::: Excerpted data

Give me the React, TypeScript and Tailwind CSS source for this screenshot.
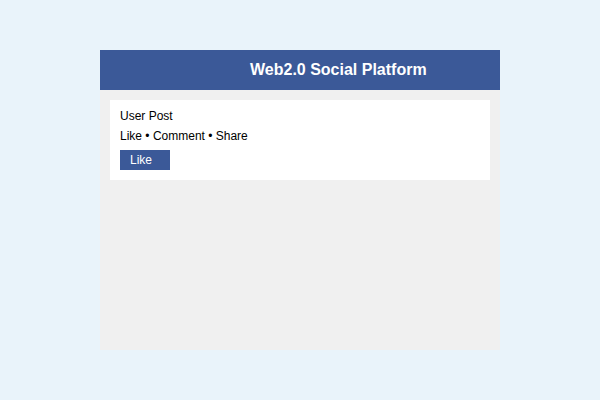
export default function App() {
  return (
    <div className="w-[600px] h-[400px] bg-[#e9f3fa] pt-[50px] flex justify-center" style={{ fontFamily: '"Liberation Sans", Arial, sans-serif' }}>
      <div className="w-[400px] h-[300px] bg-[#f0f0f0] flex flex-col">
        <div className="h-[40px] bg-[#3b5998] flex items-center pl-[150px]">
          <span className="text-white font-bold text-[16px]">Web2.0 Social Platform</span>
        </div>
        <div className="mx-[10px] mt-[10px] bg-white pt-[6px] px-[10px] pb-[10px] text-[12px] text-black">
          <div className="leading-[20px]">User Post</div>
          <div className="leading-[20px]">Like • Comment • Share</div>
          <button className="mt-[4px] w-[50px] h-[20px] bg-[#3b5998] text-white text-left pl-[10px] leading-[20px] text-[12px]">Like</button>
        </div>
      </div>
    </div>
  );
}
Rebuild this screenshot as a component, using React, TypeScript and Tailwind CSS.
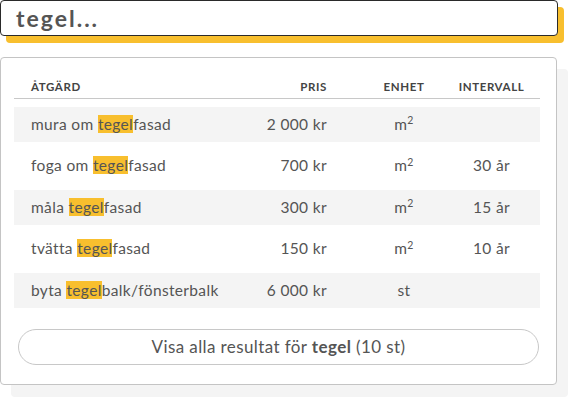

::::::

_What you need to do_
Leaving all pictures aside, quote each record exactly.

_Exercise answer_
Give me the React, TypeScript and Tailwind CSS source for this screenshot.
export default function App() {
  return (
    <div className="w-[600px] h-[400px] bg-[#e9f3fa] pt-[50px] flex justify-center" style={{ fontFamily: '"Liberation Sans", Arial, sans-serif' }}>
      <div className="w-[400px] h-[300px] bg-[#f0f0f0] flex flex-col">
        <div className="h-[40px] bg-[#3b5998] flex items-center pl-[150px]">
          <span className="text-white font-bold text-[16px]">Web2.0 Social Platform</span>
        </div>
        <div className="mx-[10px] mt-[10px] bg-white pt-[6px] px-[10px] pb-[10px] text-[12px] text-black">
          <div className="leading-[20px]">User Post</div>
          <div className="leading-[20px]">Like • Comment • Share</div>
          <button className="mt-[4px] w-[50px] h-[20px] bg-[#3b5998] text-white text-left pl-[10px] leading-[20px] text-[12px]">Like</button>
        </div>
      </div>
    </div>
  );
}
Rebuild this screenshot as a component, using React, TypeScript and Tailwind CSS.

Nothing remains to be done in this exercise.